From Web of Science I have downloaded 500 articles citations in a textfile. Only the Authors' column (AU) have been read into R. The variable contains Author1 to AuthorN separeted by semicolons:
Anselin, L; Fujita, M; Thisse, JF
I would like to extract Author1, Author2, Author3...AuthorN in different columns. In my file I have up to 10 Authors. In this sample max 7 Authors:
#Sample of Data
data <- c("Anselin, L; Varga, A; Acs, Z",
"Acs, ZJ; Anselin, L; Varga, A",
"Anselin, L",
"Fujita, M; Thisse, JF",
"Turner, RK; van den Bergh, JCJM; Soderqvist, T; Barendregt, A; van der Straaten, J; Maltby, E; van Ierland, EC",
"Talen, E; Anselin, L",
"Irwin, EG; Bockstael, NE",
"Leggett, CG; Bockstael, NE",
"Guimaraes, P; Figueiredo, O; Woodward, D",
"Halpern, Benjamin S.; McLeod, Karen L.; Rosenberg, Andrew A.; Crowder, Larry B.")
I have tried many avenues:
#Method3 - Read table : Not same amount of elements
Meth3 <- read.table(textConnection(data), sep=";", stringsAsFactors=FALSE)

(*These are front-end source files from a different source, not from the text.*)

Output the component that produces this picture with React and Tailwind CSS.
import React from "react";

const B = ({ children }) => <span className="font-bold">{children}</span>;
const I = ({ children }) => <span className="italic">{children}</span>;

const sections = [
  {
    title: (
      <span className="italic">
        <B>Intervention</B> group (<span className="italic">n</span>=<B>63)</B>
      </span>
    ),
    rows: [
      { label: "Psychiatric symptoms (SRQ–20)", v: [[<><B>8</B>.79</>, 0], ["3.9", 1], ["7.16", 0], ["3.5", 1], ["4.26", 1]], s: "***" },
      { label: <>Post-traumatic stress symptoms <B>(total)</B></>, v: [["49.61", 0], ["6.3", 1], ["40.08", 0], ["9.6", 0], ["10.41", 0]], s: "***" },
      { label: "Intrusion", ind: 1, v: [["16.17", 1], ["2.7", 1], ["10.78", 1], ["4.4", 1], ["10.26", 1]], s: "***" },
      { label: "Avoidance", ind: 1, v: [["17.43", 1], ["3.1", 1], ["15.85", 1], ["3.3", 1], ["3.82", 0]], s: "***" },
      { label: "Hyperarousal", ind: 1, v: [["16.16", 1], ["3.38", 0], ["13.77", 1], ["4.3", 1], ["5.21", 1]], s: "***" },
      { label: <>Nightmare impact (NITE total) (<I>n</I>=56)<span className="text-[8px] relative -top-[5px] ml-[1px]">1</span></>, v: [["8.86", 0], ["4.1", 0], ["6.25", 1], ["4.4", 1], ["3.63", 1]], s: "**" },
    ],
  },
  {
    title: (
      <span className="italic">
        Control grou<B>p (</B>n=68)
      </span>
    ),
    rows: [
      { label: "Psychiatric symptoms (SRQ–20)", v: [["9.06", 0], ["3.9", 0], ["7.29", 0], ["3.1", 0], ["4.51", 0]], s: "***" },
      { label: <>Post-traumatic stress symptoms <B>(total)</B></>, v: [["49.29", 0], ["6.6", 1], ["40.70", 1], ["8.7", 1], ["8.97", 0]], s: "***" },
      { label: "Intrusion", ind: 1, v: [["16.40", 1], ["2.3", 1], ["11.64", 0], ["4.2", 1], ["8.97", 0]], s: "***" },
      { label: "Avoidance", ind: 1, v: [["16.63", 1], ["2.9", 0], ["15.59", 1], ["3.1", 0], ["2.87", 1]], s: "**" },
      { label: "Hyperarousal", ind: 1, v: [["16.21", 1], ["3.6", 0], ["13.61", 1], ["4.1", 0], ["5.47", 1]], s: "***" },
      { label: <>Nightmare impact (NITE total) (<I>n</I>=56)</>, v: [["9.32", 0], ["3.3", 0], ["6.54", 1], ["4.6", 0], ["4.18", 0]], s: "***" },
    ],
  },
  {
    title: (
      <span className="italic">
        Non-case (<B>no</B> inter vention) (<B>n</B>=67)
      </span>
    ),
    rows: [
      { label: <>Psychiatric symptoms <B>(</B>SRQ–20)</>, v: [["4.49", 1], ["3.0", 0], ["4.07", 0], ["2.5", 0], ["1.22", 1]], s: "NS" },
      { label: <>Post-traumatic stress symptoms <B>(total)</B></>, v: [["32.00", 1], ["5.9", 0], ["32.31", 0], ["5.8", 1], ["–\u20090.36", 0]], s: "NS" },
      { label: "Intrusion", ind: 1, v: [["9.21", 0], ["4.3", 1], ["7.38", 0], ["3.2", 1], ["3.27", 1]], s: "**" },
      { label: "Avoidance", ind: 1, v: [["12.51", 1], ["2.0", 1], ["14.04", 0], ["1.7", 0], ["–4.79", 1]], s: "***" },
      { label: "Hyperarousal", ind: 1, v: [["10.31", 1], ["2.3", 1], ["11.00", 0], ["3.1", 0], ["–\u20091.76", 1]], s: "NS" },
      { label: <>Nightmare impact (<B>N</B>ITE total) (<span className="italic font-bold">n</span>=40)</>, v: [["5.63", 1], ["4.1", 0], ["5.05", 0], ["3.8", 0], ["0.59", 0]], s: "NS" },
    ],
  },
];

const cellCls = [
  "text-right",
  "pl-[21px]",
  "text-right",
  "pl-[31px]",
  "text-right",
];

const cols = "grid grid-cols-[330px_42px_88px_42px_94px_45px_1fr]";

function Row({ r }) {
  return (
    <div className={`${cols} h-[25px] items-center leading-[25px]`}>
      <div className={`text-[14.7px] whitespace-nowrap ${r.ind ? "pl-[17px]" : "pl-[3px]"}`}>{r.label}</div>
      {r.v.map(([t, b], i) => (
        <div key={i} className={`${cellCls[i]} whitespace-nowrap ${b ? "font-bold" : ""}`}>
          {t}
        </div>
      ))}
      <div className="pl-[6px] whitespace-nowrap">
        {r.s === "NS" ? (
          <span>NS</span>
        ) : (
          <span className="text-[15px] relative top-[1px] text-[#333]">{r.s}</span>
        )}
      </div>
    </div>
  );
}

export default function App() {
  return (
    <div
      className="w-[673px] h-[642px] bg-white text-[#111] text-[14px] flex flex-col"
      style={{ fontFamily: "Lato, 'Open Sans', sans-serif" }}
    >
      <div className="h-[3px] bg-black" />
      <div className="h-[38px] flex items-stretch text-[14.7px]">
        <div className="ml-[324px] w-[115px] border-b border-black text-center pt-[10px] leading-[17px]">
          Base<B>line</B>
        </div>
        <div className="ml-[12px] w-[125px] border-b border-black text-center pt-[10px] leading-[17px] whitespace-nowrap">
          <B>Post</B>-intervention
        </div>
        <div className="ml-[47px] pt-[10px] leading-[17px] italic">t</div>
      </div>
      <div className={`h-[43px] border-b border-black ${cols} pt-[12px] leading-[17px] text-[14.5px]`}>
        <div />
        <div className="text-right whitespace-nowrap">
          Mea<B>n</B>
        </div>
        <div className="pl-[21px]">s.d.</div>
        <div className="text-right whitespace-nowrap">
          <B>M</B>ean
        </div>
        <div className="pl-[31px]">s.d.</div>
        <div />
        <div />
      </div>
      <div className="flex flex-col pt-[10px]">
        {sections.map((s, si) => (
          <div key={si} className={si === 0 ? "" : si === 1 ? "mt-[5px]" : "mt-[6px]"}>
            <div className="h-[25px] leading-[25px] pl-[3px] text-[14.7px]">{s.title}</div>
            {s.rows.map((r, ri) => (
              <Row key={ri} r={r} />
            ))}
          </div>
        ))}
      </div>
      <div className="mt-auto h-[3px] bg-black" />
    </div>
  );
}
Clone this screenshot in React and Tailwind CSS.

#Method2 - Separate in different column : repeats the Names
Meth2 <- do.call(rbind,
strsplit(gsub(";",
"\\1NONSENSESPLIT\\2NONSENSESPLIT\\3", data),
"NONSENSESPLIT"))
#Method5 - Split row entries, make an identifier and recombine them later : Struggle to recombine
Meth5 <- strsplit(data, ";")
i <- 0
id <- unlist( sapply( Meth5, function(r) rep(i<<-i+1, length(r) ) ) )
x <- unlist(Meth5, recursive = FALSE )
x <- list(do.call(rbind,
strsplit(gsub(";",
"\\1NONSENSESPLIT\\2NONSENSESPLIT\\3", x),
"NONSENSESPLIT")))
require(data.table)
data.table( ID=id, do.call(rbind,x))
#Method6: Identifies first Author :
Meth6 <- gsub("[^a-zA-Z0-9 ]","",strsplit(data,"\\; ")[[1]][[1]])
Any suggestions for organizing and identifying the Authors1...AuthorsN is warmly welcomed.
read.csv
has support for this:
read.csv(text=data,header=FALSE,sep=";")
V1 V2 V3 V4 V5 V6 V7
1 Anselin, L Varga, A Acs, Z
2 Acs, ZJ Anselin, L Varga, A
3 Anselin, L
4 Fujita, M Thisse, JF
5 Turner, RK van den Bergh, JCJM Soderqvist, T Barendregt, A van der Straaten, J Maltby, E van Ierland, EC
6 Talen, E Anselin, L
7 Irwin, EG Bockstael, NE
8 Leggett, CG Bockstael, NE
9 Guimaraes, P Figueiredo, O Woodward, D
10 Halpern, Benjamin S. McLeod, Karen L. Rosenberg, Andrew A. Crowder, Larry B.